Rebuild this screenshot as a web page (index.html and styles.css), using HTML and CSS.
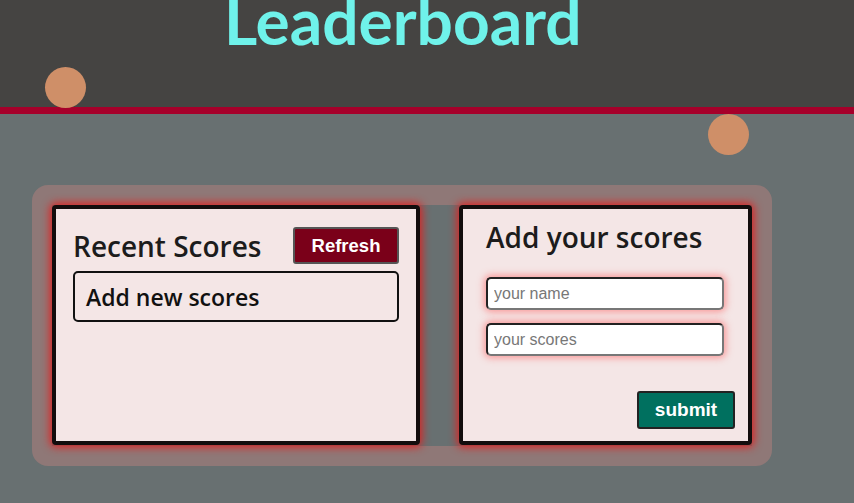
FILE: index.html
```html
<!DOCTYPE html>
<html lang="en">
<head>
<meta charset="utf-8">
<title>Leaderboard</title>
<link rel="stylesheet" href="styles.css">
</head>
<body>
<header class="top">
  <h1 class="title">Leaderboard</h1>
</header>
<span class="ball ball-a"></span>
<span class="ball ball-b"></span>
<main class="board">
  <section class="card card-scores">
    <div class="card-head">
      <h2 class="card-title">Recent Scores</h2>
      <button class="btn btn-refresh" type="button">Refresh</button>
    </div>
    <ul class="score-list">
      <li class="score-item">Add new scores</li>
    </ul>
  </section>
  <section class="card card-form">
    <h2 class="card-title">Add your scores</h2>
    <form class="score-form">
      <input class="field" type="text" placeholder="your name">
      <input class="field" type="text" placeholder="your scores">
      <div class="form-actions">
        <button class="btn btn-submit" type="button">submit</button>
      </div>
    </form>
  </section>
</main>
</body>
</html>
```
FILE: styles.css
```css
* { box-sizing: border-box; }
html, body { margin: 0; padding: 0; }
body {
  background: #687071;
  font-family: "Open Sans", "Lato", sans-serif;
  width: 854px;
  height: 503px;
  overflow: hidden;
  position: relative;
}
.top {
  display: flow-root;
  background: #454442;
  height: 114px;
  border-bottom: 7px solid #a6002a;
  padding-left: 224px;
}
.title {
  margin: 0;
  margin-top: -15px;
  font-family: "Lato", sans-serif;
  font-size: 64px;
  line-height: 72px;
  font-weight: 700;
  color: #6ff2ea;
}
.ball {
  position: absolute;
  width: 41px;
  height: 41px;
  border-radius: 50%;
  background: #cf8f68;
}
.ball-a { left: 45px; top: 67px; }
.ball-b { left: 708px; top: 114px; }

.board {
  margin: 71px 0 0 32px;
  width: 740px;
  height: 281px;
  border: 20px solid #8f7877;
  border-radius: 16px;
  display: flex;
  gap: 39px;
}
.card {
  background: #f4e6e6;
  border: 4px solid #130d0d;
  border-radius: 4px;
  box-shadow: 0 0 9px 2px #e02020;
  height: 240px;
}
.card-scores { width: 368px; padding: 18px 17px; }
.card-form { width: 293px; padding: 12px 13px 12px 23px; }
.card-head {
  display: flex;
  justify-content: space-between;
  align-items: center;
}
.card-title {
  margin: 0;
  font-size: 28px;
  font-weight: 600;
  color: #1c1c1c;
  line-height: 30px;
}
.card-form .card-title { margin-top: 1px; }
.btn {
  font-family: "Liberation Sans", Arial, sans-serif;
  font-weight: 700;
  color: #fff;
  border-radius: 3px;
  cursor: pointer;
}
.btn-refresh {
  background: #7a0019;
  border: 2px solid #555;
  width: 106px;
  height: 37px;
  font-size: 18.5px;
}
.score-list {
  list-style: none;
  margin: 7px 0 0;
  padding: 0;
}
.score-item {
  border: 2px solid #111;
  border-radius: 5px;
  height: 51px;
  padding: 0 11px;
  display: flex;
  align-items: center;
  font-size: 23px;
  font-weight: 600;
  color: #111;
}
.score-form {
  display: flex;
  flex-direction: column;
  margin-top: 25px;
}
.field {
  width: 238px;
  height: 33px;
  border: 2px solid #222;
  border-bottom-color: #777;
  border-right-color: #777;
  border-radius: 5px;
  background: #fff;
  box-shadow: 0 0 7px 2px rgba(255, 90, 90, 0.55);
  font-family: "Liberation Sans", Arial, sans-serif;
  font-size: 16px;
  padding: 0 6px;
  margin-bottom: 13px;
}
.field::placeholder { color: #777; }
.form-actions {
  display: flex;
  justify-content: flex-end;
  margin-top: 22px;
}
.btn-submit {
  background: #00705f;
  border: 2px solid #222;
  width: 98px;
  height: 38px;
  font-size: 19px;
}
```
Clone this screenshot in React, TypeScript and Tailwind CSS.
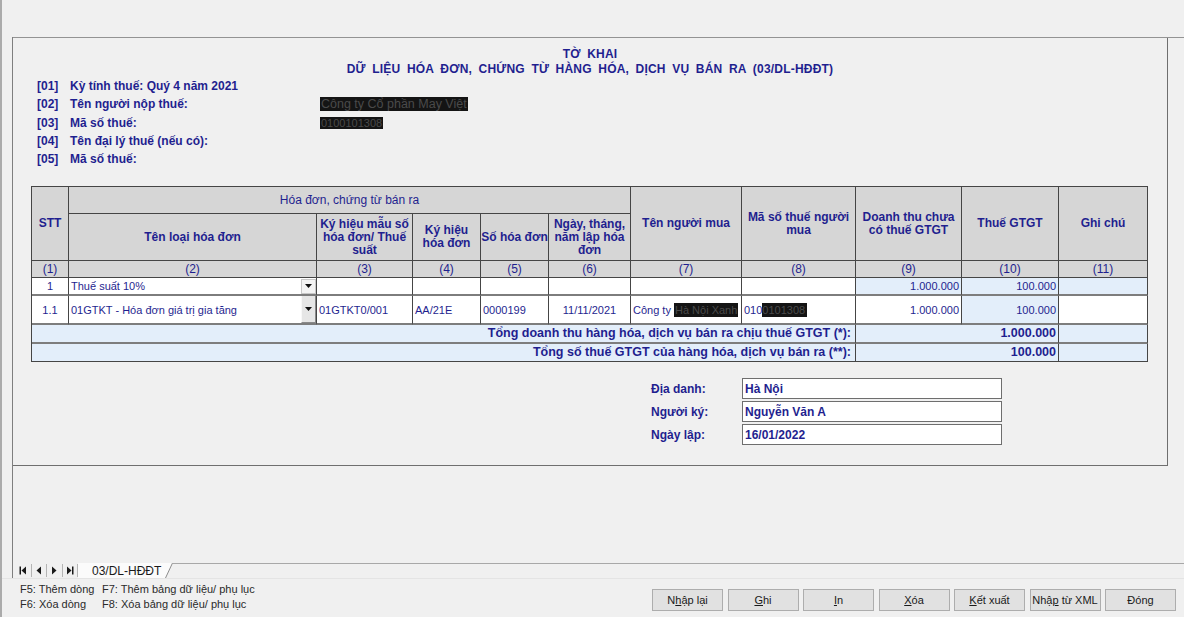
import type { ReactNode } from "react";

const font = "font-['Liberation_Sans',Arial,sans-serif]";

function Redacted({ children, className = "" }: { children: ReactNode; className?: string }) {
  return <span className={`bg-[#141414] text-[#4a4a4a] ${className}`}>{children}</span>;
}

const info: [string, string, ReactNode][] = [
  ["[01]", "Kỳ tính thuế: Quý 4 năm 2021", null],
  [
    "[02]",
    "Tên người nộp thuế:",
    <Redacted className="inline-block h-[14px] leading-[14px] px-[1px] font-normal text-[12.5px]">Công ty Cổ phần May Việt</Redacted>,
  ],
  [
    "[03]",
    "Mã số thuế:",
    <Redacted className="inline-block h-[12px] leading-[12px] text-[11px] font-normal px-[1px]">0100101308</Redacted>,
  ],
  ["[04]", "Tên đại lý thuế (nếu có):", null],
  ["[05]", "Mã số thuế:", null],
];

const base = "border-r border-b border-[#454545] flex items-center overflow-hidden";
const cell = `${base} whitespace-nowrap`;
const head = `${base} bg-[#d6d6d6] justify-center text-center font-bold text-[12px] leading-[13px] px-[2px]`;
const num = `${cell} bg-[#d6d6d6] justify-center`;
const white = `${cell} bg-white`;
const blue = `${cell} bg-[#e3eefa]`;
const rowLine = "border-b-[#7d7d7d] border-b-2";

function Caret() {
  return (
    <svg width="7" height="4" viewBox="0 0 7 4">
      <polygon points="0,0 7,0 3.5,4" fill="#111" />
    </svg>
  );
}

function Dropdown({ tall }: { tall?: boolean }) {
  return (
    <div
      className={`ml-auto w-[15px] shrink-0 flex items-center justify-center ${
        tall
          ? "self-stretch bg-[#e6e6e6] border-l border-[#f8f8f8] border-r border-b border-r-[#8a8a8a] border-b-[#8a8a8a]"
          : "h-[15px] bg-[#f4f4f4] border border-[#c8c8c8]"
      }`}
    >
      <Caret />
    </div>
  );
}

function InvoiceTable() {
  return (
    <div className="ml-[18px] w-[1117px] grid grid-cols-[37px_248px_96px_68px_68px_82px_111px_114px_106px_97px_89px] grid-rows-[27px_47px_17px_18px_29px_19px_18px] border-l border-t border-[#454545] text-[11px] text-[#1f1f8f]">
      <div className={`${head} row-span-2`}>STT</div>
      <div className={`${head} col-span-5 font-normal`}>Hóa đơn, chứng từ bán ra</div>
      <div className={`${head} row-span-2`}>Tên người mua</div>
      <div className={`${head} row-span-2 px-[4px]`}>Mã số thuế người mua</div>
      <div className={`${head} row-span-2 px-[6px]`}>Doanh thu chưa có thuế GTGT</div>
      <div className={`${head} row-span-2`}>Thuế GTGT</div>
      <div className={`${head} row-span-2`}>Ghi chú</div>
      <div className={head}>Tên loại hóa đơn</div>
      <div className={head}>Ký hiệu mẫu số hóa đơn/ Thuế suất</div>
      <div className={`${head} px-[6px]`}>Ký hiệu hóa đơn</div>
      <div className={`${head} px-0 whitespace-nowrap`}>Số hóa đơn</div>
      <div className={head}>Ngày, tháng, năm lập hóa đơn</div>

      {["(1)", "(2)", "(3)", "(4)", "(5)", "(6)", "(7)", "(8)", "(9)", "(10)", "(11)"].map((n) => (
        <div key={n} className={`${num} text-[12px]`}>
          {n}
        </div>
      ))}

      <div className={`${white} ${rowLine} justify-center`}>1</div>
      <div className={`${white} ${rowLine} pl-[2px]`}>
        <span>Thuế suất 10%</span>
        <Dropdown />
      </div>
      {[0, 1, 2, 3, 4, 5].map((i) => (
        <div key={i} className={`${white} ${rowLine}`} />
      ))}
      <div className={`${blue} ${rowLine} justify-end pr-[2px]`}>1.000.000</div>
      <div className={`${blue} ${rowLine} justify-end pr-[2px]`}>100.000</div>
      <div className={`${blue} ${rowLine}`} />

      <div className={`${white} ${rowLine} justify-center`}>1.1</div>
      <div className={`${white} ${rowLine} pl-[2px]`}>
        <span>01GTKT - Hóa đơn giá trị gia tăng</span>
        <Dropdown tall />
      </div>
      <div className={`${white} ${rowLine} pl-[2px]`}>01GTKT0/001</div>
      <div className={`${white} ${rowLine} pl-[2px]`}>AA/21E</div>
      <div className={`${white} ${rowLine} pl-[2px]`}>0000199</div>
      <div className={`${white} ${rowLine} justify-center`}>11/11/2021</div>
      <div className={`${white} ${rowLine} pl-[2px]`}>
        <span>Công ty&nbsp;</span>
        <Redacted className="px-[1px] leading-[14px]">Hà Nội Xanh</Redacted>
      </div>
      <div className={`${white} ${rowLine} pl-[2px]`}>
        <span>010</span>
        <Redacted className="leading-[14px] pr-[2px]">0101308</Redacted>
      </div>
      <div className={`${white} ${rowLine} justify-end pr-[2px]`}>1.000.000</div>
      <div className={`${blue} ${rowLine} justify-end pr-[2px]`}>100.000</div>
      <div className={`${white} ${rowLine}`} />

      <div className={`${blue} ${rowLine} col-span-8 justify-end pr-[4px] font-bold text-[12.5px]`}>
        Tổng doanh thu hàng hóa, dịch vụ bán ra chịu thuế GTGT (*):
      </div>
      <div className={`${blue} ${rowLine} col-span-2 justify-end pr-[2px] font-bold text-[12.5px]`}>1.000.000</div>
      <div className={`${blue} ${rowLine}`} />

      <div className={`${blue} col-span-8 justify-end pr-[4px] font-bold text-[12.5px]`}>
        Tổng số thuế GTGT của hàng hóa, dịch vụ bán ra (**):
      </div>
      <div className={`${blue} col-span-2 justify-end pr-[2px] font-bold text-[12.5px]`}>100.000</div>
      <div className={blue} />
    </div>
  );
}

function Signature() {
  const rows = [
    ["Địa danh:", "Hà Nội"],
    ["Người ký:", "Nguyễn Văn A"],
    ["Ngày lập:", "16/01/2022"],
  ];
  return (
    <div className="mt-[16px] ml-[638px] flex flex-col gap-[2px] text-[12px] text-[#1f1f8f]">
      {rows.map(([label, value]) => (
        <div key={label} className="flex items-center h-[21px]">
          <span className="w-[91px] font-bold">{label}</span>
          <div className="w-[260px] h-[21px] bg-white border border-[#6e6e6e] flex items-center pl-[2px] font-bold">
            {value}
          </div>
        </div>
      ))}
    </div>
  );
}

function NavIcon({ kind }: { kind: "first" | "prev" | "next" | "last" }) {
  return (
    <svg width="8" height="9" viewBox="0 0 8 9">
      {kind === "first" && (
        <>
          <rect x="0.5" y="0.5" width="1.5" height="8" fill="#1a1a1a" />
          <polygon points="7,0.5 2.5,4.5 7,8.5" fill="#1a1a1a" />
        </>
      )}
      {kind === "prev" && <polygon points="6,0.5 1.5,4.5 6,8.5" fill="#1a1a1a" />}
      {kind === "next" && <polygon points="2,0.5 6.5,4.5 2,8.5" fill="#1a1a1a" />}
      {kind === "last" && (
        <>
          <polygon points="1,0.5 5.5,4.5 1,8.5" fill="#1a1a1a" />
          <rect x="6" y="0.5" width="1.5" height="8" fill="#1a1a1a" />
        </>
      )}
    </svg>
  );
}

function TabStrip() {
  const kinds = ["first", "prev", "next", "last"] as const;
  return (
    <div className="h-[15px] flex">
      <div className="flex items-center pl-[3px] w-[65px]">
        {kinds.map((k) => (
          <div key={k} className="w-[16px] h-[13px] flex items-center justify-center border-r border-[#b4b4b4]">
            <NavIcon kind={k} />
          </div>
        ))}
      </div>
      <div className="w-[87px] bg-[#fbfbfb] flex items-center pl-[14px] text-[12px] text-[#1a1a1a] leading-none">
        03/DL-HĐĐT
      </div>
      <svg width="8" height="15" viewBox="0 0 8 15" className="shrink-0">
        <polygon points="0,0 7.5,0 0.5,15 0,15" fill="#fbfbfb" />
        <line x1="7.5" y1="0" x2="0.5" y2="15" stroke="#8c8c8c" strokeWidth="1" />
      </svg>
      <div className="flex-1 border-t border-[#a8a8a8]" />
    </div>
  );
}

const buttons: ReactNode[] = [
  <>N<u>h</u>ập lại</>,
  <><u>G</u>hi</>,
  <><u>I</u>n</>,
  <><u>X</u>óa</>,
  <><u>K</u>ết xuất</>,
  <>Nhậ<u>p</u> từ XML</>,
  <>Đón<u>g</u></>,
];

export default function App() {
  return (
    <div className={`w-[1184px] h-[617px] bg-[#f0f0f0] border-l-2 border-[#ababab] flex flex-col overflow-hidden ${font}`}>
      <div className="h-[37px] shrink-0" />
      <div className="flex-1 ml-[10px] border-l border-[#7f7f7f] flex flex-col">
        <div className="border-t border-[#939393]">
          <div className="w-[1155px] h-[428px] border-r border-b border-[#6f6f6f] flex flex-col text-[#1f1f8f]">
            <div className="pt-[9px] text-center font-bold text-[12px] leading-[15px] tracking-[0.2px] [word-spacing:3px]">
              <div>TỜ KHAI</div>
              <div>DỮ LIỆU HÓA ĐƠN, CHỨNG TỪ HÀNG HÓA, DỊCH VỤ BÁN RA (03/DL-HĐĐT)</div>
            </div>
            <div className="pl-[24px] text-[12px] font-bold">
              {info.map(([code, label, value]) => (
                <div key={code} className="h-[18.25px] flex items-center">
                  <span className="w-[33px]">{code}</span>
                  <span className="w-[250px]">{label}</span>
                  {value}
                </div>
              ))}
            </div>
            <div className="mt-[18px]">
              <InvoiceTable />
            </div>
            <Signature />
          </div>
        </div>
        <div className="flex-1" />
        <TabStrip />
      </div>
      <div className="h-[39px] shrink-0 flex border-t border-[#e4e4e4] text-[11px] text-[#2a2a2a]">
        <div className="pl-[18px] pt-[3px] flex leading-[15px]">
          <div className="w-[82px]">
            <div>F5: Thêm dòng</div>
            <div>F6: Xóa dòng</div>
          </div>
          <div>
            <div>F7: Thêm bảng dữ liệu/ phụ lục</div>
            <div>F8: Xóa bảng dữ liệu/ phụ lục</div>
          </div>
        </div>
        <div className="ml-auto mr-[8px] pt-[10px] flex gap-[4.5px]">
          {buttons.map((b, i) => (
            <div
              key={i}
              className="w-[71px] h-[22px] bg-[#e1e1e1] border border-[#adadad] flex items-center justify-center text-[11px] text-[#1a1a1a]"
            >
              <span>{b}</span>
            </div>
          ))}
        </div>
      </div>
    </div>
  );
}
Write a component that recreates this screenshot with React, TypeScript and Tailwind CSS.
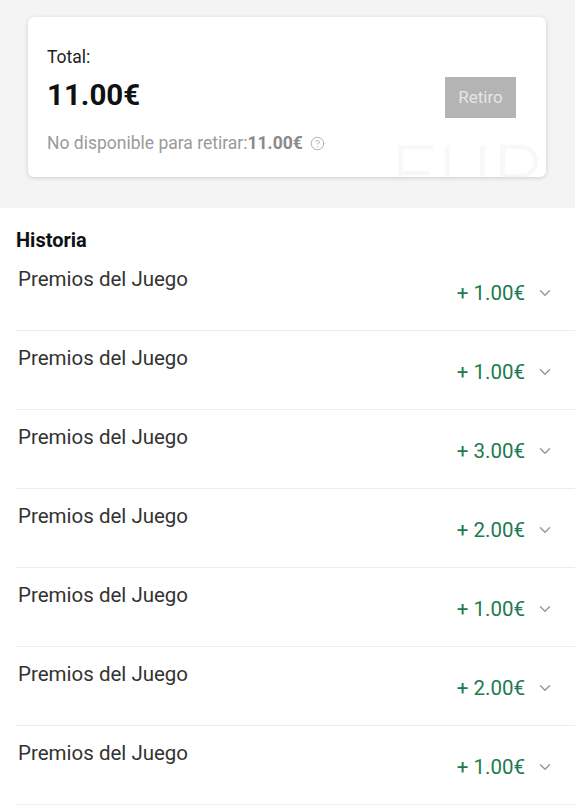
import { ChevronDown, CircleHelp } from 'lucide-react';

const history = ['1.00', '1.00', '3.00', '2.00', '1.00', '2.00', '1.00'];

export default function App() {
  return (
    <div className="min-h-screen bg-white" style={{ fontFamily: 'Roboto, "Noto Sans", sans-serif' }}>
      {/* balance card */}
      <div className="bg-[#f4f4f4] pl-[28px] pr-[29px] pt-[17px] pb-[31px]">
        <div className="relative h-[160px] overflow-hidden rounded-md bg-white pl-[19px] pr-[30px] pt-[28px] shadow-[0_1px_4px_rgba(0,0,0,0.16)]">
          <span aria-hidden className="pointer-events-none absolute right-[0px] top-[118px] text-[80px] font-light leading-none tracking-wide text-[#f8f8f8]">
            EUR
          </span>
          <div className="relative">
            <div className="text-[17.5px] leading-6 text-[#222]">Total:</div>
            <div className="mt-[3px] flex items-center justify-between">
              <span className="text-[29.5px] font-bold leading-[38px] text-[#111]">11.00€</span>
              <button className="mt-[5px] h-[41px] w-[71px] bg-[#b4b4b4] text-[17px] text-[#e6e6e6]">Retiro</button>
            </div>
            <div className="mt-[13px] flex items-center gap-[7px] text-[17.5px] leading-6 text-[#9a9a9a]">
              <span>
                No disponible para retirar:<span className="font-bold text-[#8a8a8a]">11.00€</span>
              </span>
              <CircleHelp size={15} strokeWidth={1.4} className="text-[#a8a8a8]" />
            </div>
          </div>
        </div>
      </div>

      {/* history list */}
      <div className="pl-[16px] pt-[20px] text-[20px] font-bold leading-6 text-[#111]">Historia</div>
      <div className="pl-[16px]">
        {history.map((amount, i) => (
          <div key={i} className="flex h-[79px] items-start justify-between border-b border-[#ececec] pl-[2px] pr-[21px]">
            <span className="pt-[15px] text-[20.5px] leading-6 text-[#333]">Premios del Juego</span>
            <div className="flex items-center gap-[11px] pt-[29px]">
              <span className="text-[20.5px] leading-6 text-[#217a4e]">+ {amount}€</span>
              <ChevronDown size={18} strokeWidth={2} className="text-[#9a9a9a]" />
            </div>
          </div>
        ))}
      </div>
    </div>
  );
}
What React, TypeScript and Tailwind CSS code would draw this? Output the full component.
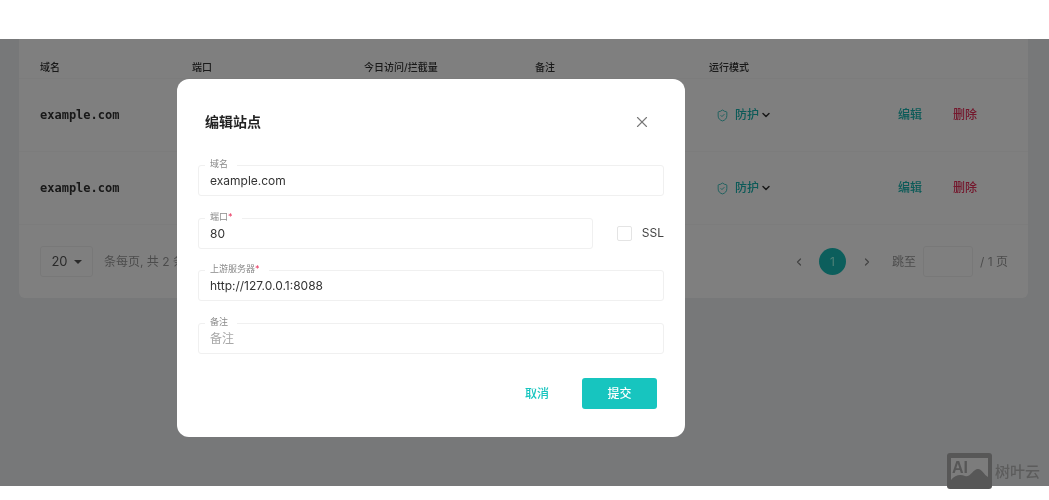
· · · · ·
What is expected
Keep to the lines between the line with "Write a component" and the line with "['1.00', '1.00', '3.00', '2.00', '1.00', '2.00', '1.00'];", inclusive, and transcribe them without pictures.

Complete answer
Write a component that recreates this screenshot with React, TypeScript and Tailwind CSS.
import { ChevronDown, CircleHelp } from 'lucide-react';

const history = ['1.00', '1.00', '3.00', '2.00', '1.00', '2.00', '1.00'];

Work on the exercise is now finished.